[Raw data]:
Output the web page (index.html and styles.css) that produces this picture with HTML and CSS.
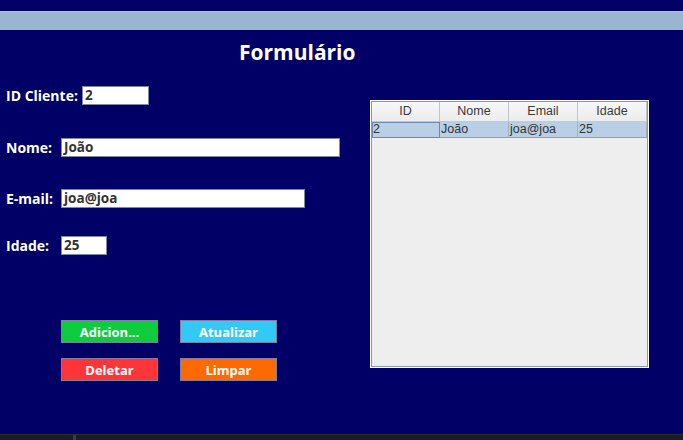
FILE: index.html
```html
<!DOCTYPE html>
<html lang="pt">
<head>
<meta charset="utf-8">
<title>Formulário</title>
<link rel="stylesheet" href="styles.css">
</head>
<body>
<div class="window">
  <div class="topgap"></div>
  <div class="titlebar"></div>
  <div class="main">
    <div class="form">
      <h1 class="title">Formulário</h1>
      <div class="row row-id">
        <label class="lbl lbl-id">ID Cliente:</label>
        <div class="field f-id">2</div>
      </div>
      <div class="row row-nome">
        <label class="lbl">Nome:</label>
        <div class="field f-nome">João</div>
      </div>
      <div class="row row-email">
        <label class="lbl">E-mail:</label>
        <div class="field f-email">joa@joa</div>
      </div>
      <div class="row row-idade">
        <label class="lbl">Idade:</label>
        <div class="field f-idade">25</div>
      </div>
      <div class="buttons">
        <button class="btn green">Adicion...</button>
        <button class="btn cyan">Atualizar</button>
        <button class="btn red">Deletar</button>
        <button class="btn orange">Limpar</button>
      </div>
    </div>
    <div class="tablewrap">
      <div class="table">
        <div class="thead">
          <div class="th">ID</div>
          <div class="th">Nome</div>
          <div class="th">Email</div>
          <div class="th">Idade</div>
        </div>
        <div class="tr">
          <div class="td focus">2</div>
          <div class="td">João</div>
          <div class="td">joa@joa</div>
          <div class="td">25</div>
        </div>
      </div>
    </div>
  </div>
  <div class="footer"><span class="mark"></span></div>
</div>
</body>
</html>
```
FILE: styles.css
```css
* { box-sizing: border-box; }
html, body { margin: 0; padding: 0; }
body {
  background: #000066;
  width: 683px;
  height: 440px;
  overflow: hidden;
  font-family: "Open Sans", "DejaVu Sans", sans-serif;
}
.window {
  display: flex;
  flex-direction: column;
  height: 440px;
}
.topgap { height: 11px; }
.titlebar {
  height: 19px;
  background: #9bb4d0;
  border-top: 1px solid #aec3dc;
}
.main {
  flex: 1;
  display: flex;
}
.form {
  width: 371px;
  padding-left: 6px;
  display: flex;
  flex-direction: column;
}
.title {
  margin: 8px 0 0 233px;
  font-size: 21px;
  line-height: 29px;
  font-weight: 700;
  color: #ffffff;
}
.row {
  display: flex;
  align-items: center;
  height: 19px;
}
.row-id { margin-top: 19px; }
.row-nome { margin-top: 33px; }
.row-email { margin-top: 32px; }
.row-idade { margin-top: 28px; }
.lbl {
  color: #fff;
  font-weight: 700;
  font-size: 14px;
  width: 55px;
  white-space: nowrap;
}
.lbl-id { width: 76px; }
.field {
  height: 19px;
  background: #fff;
  border: 1px solid #7d8aa6;
  color: #333;
  font-weight: 700;
  font-size: 13.5px;
  line-height: 17px;
  padding-left: 2px;
}
.f-id { width: 67px; }
.f-nome { width: 279px; }
.f-email { width: 244px; }
.f-idade { width: 46px; }
.buttons {
  margin: 65px 0 0 55px;
  display: grid;
  grid-template-columns: 97px 97px;
  column-gap: 22px;
  row-gap: 15px;
}
.btn {
  height: 23px;
  border: 1px solid #7f7fa5;
  color: #fff;
  font-family: inherit;
  font-weight: 700;
  font-size: 13px;
  padding: 0;
  line-height: 20px;
}
.green { background: #0fcc3e; }
.cyan { background: #33c9f7; }
.red { background: #fd3438; }
.orange { background: #ff6a00; }
.tablewrap {
  padding-top: 71px;
}
.table {
  width: 277px;
  height: 266px;
  background: #eeeeee;
  border: 1px solid #8a97ad;
  box-shadow: 0 0 0 1px #ffffff;
  font-family: "Liberation Sans", Arial, sans-serif;
  font-size: 12.5px;
  color: #333;
}
.thead, .tr {
  display: grid;
  grid-template-columns: 68px 69px 69px 69px;
}
.thead { height: 20px; border-bottom: 1px solid #c4c8cf; }
.th {
  text-align: center;
  line-height: 19px;
  background: linear-gradient(#f7f7f7, #ececec);
  border-right: 1px solid #c0c4cc;
  color: #3a3a3a;
}
.tr { height: 16px; background: #b8cfe5; }
.td {
  line-height: 15px;
  padding-left: 1px;
  color: #333;
  border-bottom: 1px solid #8aa0bd;
  border-right: 1px solid #9fb2ca;
}
.td.focus { border: 1px solid #6f86b0; padding-left: 0; line-height: 13px; }
.footer {
  height: 6px;
  background: #1b1d20;
  border-top: 1px solid #2a2d33;
  position: relative;
}
.mark {
  position: absolute;
  left: 73px;
  top: 0;
  width: 3px;
  height: 6px;
  background: #3a3d42;
}
```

[Exercise requirements]: Omit every picture, then reproduce the rest of the listing exactly.

[Solution to this exercise]:
Output the web page (index.html and styles.css) that produces this picture with HTML and CSS.
FILE: index.html
```html
<!DOCTYPE html>
<html lang="pt">
<head>
<meta charset="utf-8">
<title>Formulário</title>
<link rel="stylesheet" href="styles.css">
</head>
<body>
<div class="window">
  <div class="topgap"></div>
  <div class="titlebar"></div>
  <div class="main">
    <div class="form">
      <h1 class="title">Formulário</h1>
      <div class="row row-id">
        <label class="lbl lbl-id">ID Cliente:</label>
        <div class="field f-id">2</div>
      </div>
      <div class="row row-nome">
        <label class="lbl">Nome:</label>
        <div class="field f-nome">João</div>
      </div>
      <div class="row row-email">
        <label class="lbl">E-mail:</label>
        <div class="field f-email">joa@joa</div>
      </div>
      <div class="row row-idade">
        <label class="lbl">Idade:</label>
        <div class="field f-idade">25</div>
      </div>
      <div class="buttons">
        <button class="btn green">Adicion...</button>
        <button class="btn cyan">Atualizar</button>
        <button class="btn red">Deletar</button>
        <button class="btn orange">Limpar</button>
      </div>
    </div>
    <div class="tablewrap">
      <div class="table">
        <div class="thead">
          <div class="th">ID</div>
          <div class="th">Nome</div>
          <div class="th">Email</div>
          <div class="th">Idade</div>
        </div>
        <div class="tr">
          <div class="td focus">2</div>
          <div class="td">João</div>
          <div class="td">joa@joa</div>
          <div class="td">25</div>
        </div>
      </div>
    </div>
  </div>
  <div class="footer"><span class="mark"></span></div>
</div>
</body>
</html>
```
FILE: styles.css
```css
* { box-sizing: border-box; }
html, body { margin: 0; padding: 0; }
body {
  background: #000066;
  width: 683px;
  height: 440px;
  overflow: hidden;
  font-family: "Open Sans", "DejaVu Sans", sans-serif;
}
.window {
  display: flex;
  flex-direction: column;
  height: 440px;
}
.topgap { height: 11px; }
.titlebar {
  height: 19px;
  background: #9bb4d0;
  border-top: 1px solid #aec3dc;
}
.main {
  flex: 1;
  display: flex;
}
.form {
  width: 371px;
  padding-left: 6px;
  display: flex;
  flex-direction: column;
}
.title {
  margin: 8px 0 0 233px;
  font-size: 21px;
  line-height: 29px;
  font-weight: 700;
  color: #ffffff;
}
.row {
  display: flex;
  align-items: center;
  height: 19px;
}
.row-id { margin-top: 19px; }
.row-nome { margin-top: 33px; }
.row-email { margin-top: 32px; }
.row-idade { margin-top: 28px; }
.lbl {
  color: #fff;
  font-weight: 700;
  font-size: 14px;
  width: 55px;
  white-space: nowrap;
}
.lbl-id { width: 76px; }
.field {
  height: 19px;
  background: #fff;
  border: 1px solid #7d8aa6;
  color: #333;
  font-weight: 700;
  font-size: 13.5px;
  line-height: 17px;
  padding-left: 2px;
}
.f-id { width: 67px; }
.f-nome { width: 279px; }
.f-email { width: 244px; }
.f-idade { width: 46px; }
.buttons {
  margin: 65px 0 0 55px;
  display: grid;
  grid-template-columns: 97px 97px;
  column-gap: 22px;
  row-gap: 15px;
}
.btn {
  height: 23px;
  border: 1px solid #7f7fa5;
  color: #fff;
  font-family: inherit;
  font-weight: 700;
  font-size: 13px;
  padding: 0;
  line-height: 20px;
}
.green { background: #0fcc3e; }
.cyan { background: #33c9f7; }
.red { background: #fd3438; }
.orange { background: #ff6a00; }
.tablewrap {
  padding-top: 71px;
}
.table {
  width: 277px;
  height: 266px;
  background: #eeeeee;
  border: 1px solid #8a97ad;
  box-shadow: 0 0 0 1px #ffffff;
  font-family: "Liberation Sans", Arial, sans-serif;
  font-size: 12.5px;
  color: #333;
}
.thead, .tr {
  display: grid;
  grid-template-columns: 68px 69px 69px 69px;
}
.thead { height: 20px; border-bottom: 1px solid #c4c8cf; }
.th {
  text-align: center;
  line-height: 19px;
  background: linear-gradient(#f7f7f7, #ececec);
  border-right: 1px solid #c0c4cc;
  color: #3a3a3a;
}
.tr { height: 16px; background: #b8cfe5; }
.td {
  line-height: 15px;
  padding-left: 1px;
  color: #333;
  border-bottom: 1px solid #8aa0bd;
  border-right: 1px solid #9fb2ca;
}
.td.focus { border: 1px solid #6f86b0; padding-left: 0; line-height: 13px; }
.footer {
  height: 6px;
  background: #1b1d20;
  border-top: 1px solid #2a2d33;
  position: relative;
}
.mark {
  position: absolute;
  left: 73px;
  top: 0;
  width: 3px;
  height: 6px;
  background: #3a3d42;
}
```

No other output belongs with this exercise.